A Quebec judge rejected a request for an injunction at McGill University on Wednesday that would have cleared an encampment on the downtown Montreal campus, as the school’s administration continued to demand the pro-Palestinian protesters leave.
The McGill protest is among a growing number of encampments at U.S. and Canadian universities where students and faculty have been insisting in recent weeks that their schools cut ties with Israel over the war in Gaza.
Superior Court Justice Chantal Masse ruled that the students who sought the injunction failed to prove that the protests endangered their physical safety or prevented them from attending class.
The students, Gabriel Medvedovsky and Raihaana Adira, were seeking to prevent protests within 100 metres of any McGill building entrance or exit, which would have covered 154 buildings spread across the city’s core.
“The intervention of the courts is sometimes susceptible to being a worse cure than the harm we seek to remedy,” Justice Masse wrote in her decision.
Daniel Schwartz, an assistant professor of German and Russian cinema at McGill who has been involved in pro-Palestinian organizing at the university, said the injunction request was “absurd” and would have barred all protests from downtown Montreal.
A statement from McGill, which did not seek the injunction but was named as an interested party, saluted the judge’s finding that protesters are “illegally occupying” the campus by camping there.
The university has taken the rare step of requesting police help in clearing the encampment. McGill president Deep Saini called on protesters to dismantle their camp immediately in a statement to the university community on Wednesday, promising a forum on their demands if they do.
Montreal police said on X that they were aware the injunction had been rejected and would “carefully analyze the content of the decision.”
Protests began to pop up on other campuses across Canada Wednesday.

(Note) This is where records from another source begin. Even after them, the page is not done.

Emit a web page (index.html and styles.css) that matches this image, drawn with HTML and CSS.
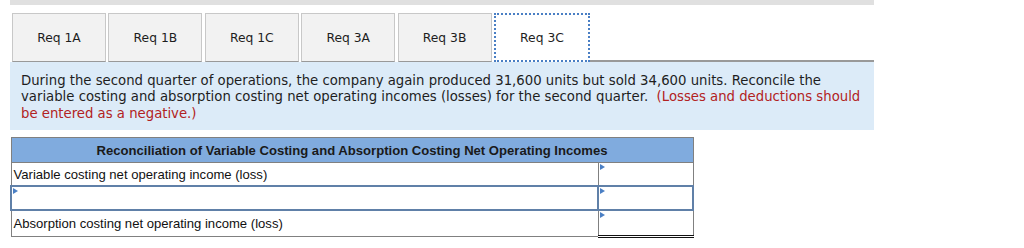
FILE: index.html
```html
<!DOCTYPE html>
<html>
<head>
<meta charset="utf-8">
<link rel="stylesheet" href="styles.css">
</head>
<body>
<div class="wrap">
  <div class="topbar"></div>
  <div class="tabs">
    <div class="tab">Req 1A</div>
    <div class="tab">Req 1B</div>
    <div class="tab">Req 1C</div>
    <div class="tab">Req 3A</div>
    <div class="tab">Req 3B</div>
    <div class="tab active">Req 3C</div>
    <div class="tabfill"></div>
  </div>
  <div class="panel">
    During the second quarter of operations, the company again produced 31,600 units but sold 34,600 units. Reconcile the variable costing and absorption costing net operating incomes (losses) for the second quarter.&nbsp; <span class="note">(Losses and deductions should be entered as a negative.)</span>
  </div>
  <table class="recon">
    <tr><th colspan="2">Reconciliation of Variable Costing and Absorption Costing Net Operating Incomes</th></tr>
    <tr>
      <td class="label">Variable costing net operating income (loss)</td>
      <td class="input"><span class="flag"></span></td>
    </tr>
    <tr>
      <td class="label sel"><span class="flag"></span></td>
      <td class="input sel"><span class="flag"></span></td>
    </tr>
    <tr>
      <td class="label">Absorption costing net operating income (loss)</td>
      <td class="input total"><span class="flag"></span></td>
    </tr>
  </table>
</div>
</body>
</html>
```

FILE: styles.css
```css
html, body { margin: 0; padding: 0; background: #fff; }
.wrap { margin-left: 10px; width: 864px; font-family: "DejaVu Sans", Verdana, sans-serif; color: #1e1e1e; }
.topbar { height: 5px; background: #e0e0e0; }
.tabs { display: flex; margin-top: 8px; padding-left: 2px; height: 49px; }
.tab {
  box-sizing: border-box; width: 94px; height: 49px; margin-right: 2.4px;
  background: #f2f2f2; border: 1px solid #c8c8c8; border-bottom: 1px solid #999;
  display: flex; align-items: center; justify-content: center;
  font-size: 12.3px; color: #1e1e1e;
}
.tab.active {
  width: 96px; margin-right: 0; background: #fff;
  border: 2px dotted #4a7fc4; border-bottom: 2px dotted #4a7fc4;
}
.tabfill { flex: 1; border-bottom: 2px solid #999; height: 47px; }
.panel {
  background: #dcebf8; padding: 11px 11px 6px 11px; height: 51px;
  font-size: 13.25px; line-height: 16.3px;
}
.note { color: #b22222; }
.recon {
  margin-top: 7px; width: 684px; border-collapse: collapse;
  font-family: "Liberation Sans", Arial, sans-serif; font-size: 13.1px; color: #111;
  border: 1px solid #808080;
}
.recon th {
  background: #80abde; height: 24px; padding: 0; font-weight: bold; text-align: center;
  border: 1px solid #808080; color: #1a1a1a;
}
.recon td { height: 22px; padding: 0 0 0 2px; border: 1px solid #808080; position: relative; }
.recon td.input { width: 93px; padding: 0; }
.recon td.sel { border: 2px solid #6080a8; }
.recon td.total { border-bottom: 3px double #111; }
.recon tr:last-child td { height: 24px; }
.flag {
  position: absolute; left: 1px; top: 1px; width: 0; height: 0;
  border-top: 3px solid transparent; border-bottom: 3px solid transparent; border-left: 5px solid #4a7fc4;
}
```
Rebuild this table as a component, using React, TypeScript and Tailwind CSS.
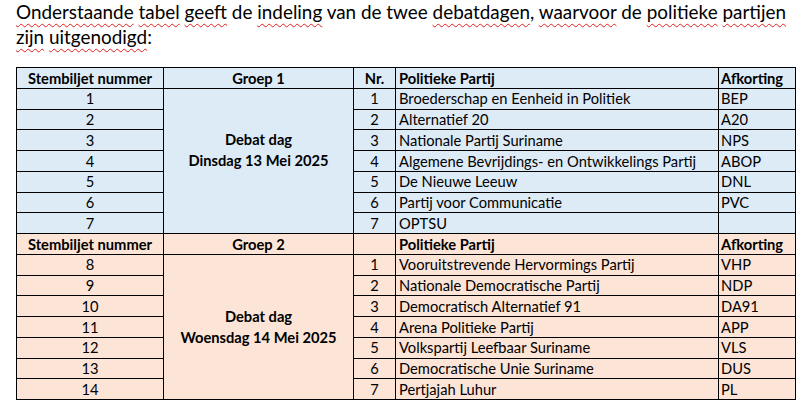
import React from 'react';

type Row = { nr: number; party: string; abbr: string };

const group1: Row[] = [
  { nr: 1, party: 'Broederschap en Eenheid in Politiek', abbr: 'BEP' },
  { nr: 2, party: 'Alternatief 20', abbr: 'A20' },
  { nr: 3, party: 'Nationale Partij Suriname', abbr: 'NPS' },
  { nr: 4, party: 'Algemene Bevrijdings- en Ontwikkelings Partij', abbr: 'ABOP' },
  { nr: 5, party: 'De Nieuwe Leeuw', abbr: 'DNL' },
  { nr: 6, party: 'Partij voor Communicatie', abbr: 'PVC' },
  { nr: 7, party: 'OPTSU', abbr: '' },
];

const group2: Row[] = [
  { nr: 1, party: 'Vooruitstrevende Hervormings Partij', abbr: 'VHP' },
  { nr: 2, party: 'Nationale Democratische Partij', abbr: 'NDP' },
  { nr: 3, party: 'Democratisch Alternatief 91', abbr: 'DA91' },
  { nr: 4, party: 'Arena Politieke Partij', abbr: 'APP' },
  { nr: 5, party: 'Volkspartij Leefbaar Suriname', abbr: 'VLS' },
  { nr: 6, party: 'Democratische Unie Suriname', abbr: 'DUS' },
  { nr: 7, party: 'Pertjajah Luhur', abbr: 'PL' },
];

// spelling squiggle under a word
const Sq: React.FC<{ children: React.ReactNode }> = ({ children }) => (
  <span className="underline decoration-wavy decoration-[#e02020] decoration-1 underline-offset-[4px]">
    {children}
  </span>
);

const td = 'border border-black p-0 h-[20.75px] leading-none whitespace-nowrap';

const Group: React.FC<{
  title: string;
  day: string;
  rows: Row[];
  start: number;
  bg: string;
  showNr: boolean;
  extraLine: boolean;
}> = ({ title, day, rows, start, bg, showNr, extraLine }) => (
  <>
    <tr className={bg}>
      <td className={`${td} text-center font-bold`}>Stembiljet nummer</td>
      <td className={`${td} text-center font-bold`}>{title}</td>
      <td className={`${td} text-center font-bold`}>{showNr ? 'Nr.' : ''}</td>
      <td className={`${td} pl-[3px] font-bold`}>Politieke Partij</td>
      <td className={`${td} pl-[2px] font-bold`}>Afkorting</td>
    </tr>
    {rows.map((r, i) => (
      <tr key={r.nr} className={bg}>
        <td className={`${td} text-center`}>{start + i}</td>
        {i === 0 && (
          <td rowSpan={rows.length} className={`${td} text-center align-middle font-bold`}>
            <div className="leading-[21px]">Debat dag</div>
            <div className="leading-[21px]">{day}</div>
            {extraLine && <div className="leading-[21px]">&nbsp;</div>}
          </td>
        )}
        <td className={`${td} text-center`}>{r.nr}</td>
        <td className={`${td} pl-[3px]`}>{r.party}</td>
        <td className={`${td} pl-[2px]`}>{r.abbr}</td>
      </tr>
    ))}
  </>
);

export default function App() {
  return (
    <div
      className="w-[801px] h-[405px] overflow-hidden bg-white px-[16px] text-black"
      style={{ fontFamily: 'Lato, "Open Sans", sans-serif' }}
    >
      <div className="text-[18.9px] whitespace-nowrap">
        <p className="leading-[23px]">
          <Sq>Onderstaande</Sq> <Sq>tabel</Sq> <Sq>geeft</Sq> de <Sq>indeling</Sq> van de twee{' '}
          <Sq>debatdagen</Sq>, <Sq>waarvoor</Sq> de <Sq>politieke</Sq> <Sq>partijen</Sq>
        </p>
        <p className="leading-[27.4px]">
          <Sq>zijn</Sq> <Sq>uitgenodigd</Sq>:
        </p>
      </div>
      <table className="mt-[16.6px] border-collapse text-[14.7px] table-fixed w-[779px]">
        <colgroup>
          <col className="w-[147px]" />
          <col className="w-[190px]" />
          <col className="w-[42px]" />
          <col className="w-[323px]" />
          <col className="w-[77px]" />
        </colgroup>
        <tbody>
          <Group
            title="Groep 1"
            day="Dinsdag 13 Mei 2025"
            rows={group1}
            start={1}
            bg="bg-[#ddebf7]"
            showNr
            extraLine
          />
          <Group
            title="Groep 2"
            day="Woensdag 14 Mei 2025"
            rows={group2}
            start={8}
            bg="bg-[#fce4d6]"
            showNr={false}
            extraLine={false}
          />
        </tbody>
      </table>
    </div>
  );
}
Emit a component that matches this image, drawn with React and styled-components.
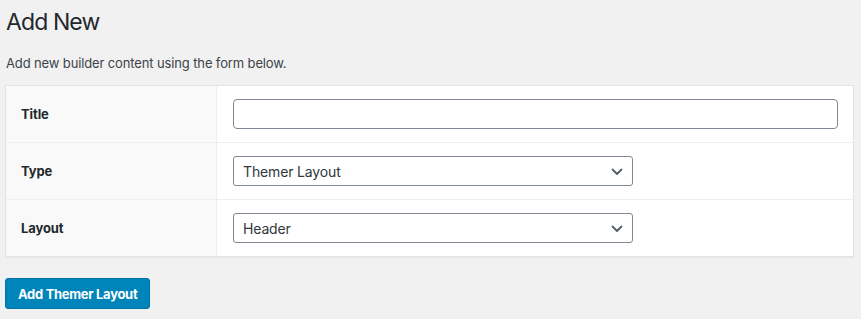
import React from "react";
import styled, { createGlobalStyle } from "styled-components";

const GlobalStyle = createGlobalStyle`
  html, body {
    margin: 0;
    padding: 0;
    background: #f1f1f1;
  }
  body {
    font-family: Inter, "Noto Sans", "Liberation Sans", sans-serif;
    color: #444;
  }
`;

const chevron =
  "data:image/svg+xml;utf8," +
  encodeURIComponent(
    '<svg xmlns="http://www.w3.org/2000/svg" width="12" height="8" viewBox="0 0 12 8"><path d="M1.5 1.5 L6 6 L10.5 1.5" fill="none" stroke="#555d66" stroke-width="1.8" stroke-linecap="round" stroke-linejoin="round"/></svg>'
  );

const Wrap = styled.div`
  padding: 7px 7px 10px 5px;
`;

const Heading = styled.h1`
  margin: 0 0 0 1px;
  font-size: 23px;
  font-weight: 400;
  line-height: 30px;
  letter-spacing: -0.9px;
  color: #23282d;
`;

const Intro = styled.p`
  margin: 17px 0 13px 1px;
  font-size: 13px;
  line-height: 18px;
  letter-spacing: -0.13px;
  color: #3c434a;
`;

const FormTable = styled.table`
  box-sizing: border-box;
  width: 849px;
  table-layout: fixed;
  border-collapse: separate;
  border-spacing: 0;
  background: #fff;
  border: 1px solid #e2e4e7;
  box-shadow: 0 1px 1px rgba(0, 0, 0, 0.04);
`;

const Row = styled.tr`
  & + & > * {
    border-top: 1px solid #eceef0;
  }
`;

const Label = styled.th`
  width: 179px;
  padding: 13px 16px 13px 15px;
  background: #f9f9f9;
  border-right: 1px solid #eceef0;
  text-align: left;
  font-size: 13px;
  font-weight: 700;
  letter-spacing: -0.1px;
  color: #23282d;
`;

const Cell = styled.td`
  padding: 13px 15px 13px 16px;
`;

const TextInput = styled.input`
  display: block;
  box-sizing: border-box;
  width: 100%;
  height: 30px;
  margin: 0;
  padding: 0 8px;
  border: 1px solid #7e8993;
  border-radius: 4px;
  background: #fff;
  font-family: inherit;
  font-size: 14px;
  outline: none;
`;

const Select = styled.select`
  display: block;
  box-sizing: border-box;
  width: ${(p) => p.$width}px;
  height: 30px;
  margin: 0;
  padding: 0 24px 0 9px;
  border: 1px solid #7e8993;
  border-radius: 3px;
  background: #fff url("${chevron}") no-repeat right 9px top 55%;
  background-size: 12px 8px;
  appearance: none;
  -webkit-appearance: none;
  font-family: inherit;
  font-size: 14px;
  letter-spacing: -0.15px;
  color: #32373c;
  outline: none;
`;

const Button = styled.button`
  margin-top: 21px;
  height: 31px;
  padding: 0 12px;
  border: 1px solid #0073aa;
  border-radius: 3px;
  background: #0085ba;
  color: #fff;
  font-family: inherit;
  font-size: 13px;
  font-weight: 700;
  letter-spacing: -0.3px;
  cursor: pointer;
`;

export default function App() {
  return (
    <>
      <GlobalStyle />
      <Wrap>
        <Heading>Add New</Heading>
        <Intro>Add new builder content using the form below.</Intro>
        <FormTable>
          <tbody>
            <Row>
              <Label>Title</Label>
              <Cell>
                <TextInput type="text" />
              </Cell>
            </Row>
            <Row>
              <Label>Type</Label>
              <Cell>
                <Select $width={400} defaultValue="theme-layout">
                  <option value="theme-layout">Themer Layout</option>
                </Select>
              </Cell>
            </Row>
            <Row>
              <Label>Layout</Label>
              <Cell>
                <Select $width={400} defaultValue="header">
                  <option value="header">Header</option>
                </Select>
              </Cell>
            </Row>
          </tbody>
        </FormTable>
        <Button>Add Themer Layout</Button>
      </Wrap>
    </>
  );
}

At the University of Victoria a group of students launched an encampment and issued the demand that has become common to these protests: that the university divest from companies connected to the Israeli war effort and cut ties with Israeli academic institutions.
They also demanded that protesting students not be subject to any penalties from the university, that police be kept off campus and that UVic president Kevin Hall issue a call for an immediate ceasefire and condemn what they called the genocide of Palestinians.
The UVic administration said that it is taking a “calm and thoughtful” approach to the protest, adding that universities have always been a place for free speech and debate.
At Western University in London, Ont., the administration said Wednesday that a group of protesters had put up tents outside the University Community Centre.
John Doerksen, Western’s vice-provost for students, said the university had initiated a dialogue with protesters, whom he described as “proceeding peacefully,” and informed them that erecting tents on campus is not permitted.
“While dialogue and debate are welcome and encouraged – even on the most difficult topics – Western will not tolerate hate speech,” Dr. Doerksen said.
At the University of Toronto, the faculty association on Wednesday expressed “deep concern” that the administration, in a message to campus from vice-provost students Sandy Welsh over the weekend, is asserting a blanket ban on encampments and building occupations.
The faculty association said in a letter to U of T president Meric Gertler that the university’s position is an “unreasonable, disproportionate, and entirely premature attempt to inhibit the lawful and peaceful exercise of freedom of expression on campus.” It disputes the assertion that university policies contain an unqualified restriction on protests that take the form of encampments or building occupations and called on the university administration to retract its message.
“We want to be clear: one need not have a particular position on Palestine or Israel to find this incursion on the freedom to peacefully protest on campus offensive,” the letter states. “As scholars and educators, we are responsible for creating, rather than foreclosing, spaces for dialogue and change. This is part and parcel of what it means to be a University.”
At the McGill encampment on Wednesday, protesters had laid down wooden pallets to serve as sidewalks over the muddy ground as signs reading “Free Palestine” and “You are funding genocide” hung from the fences surrounding a cluster of a few dozen tents.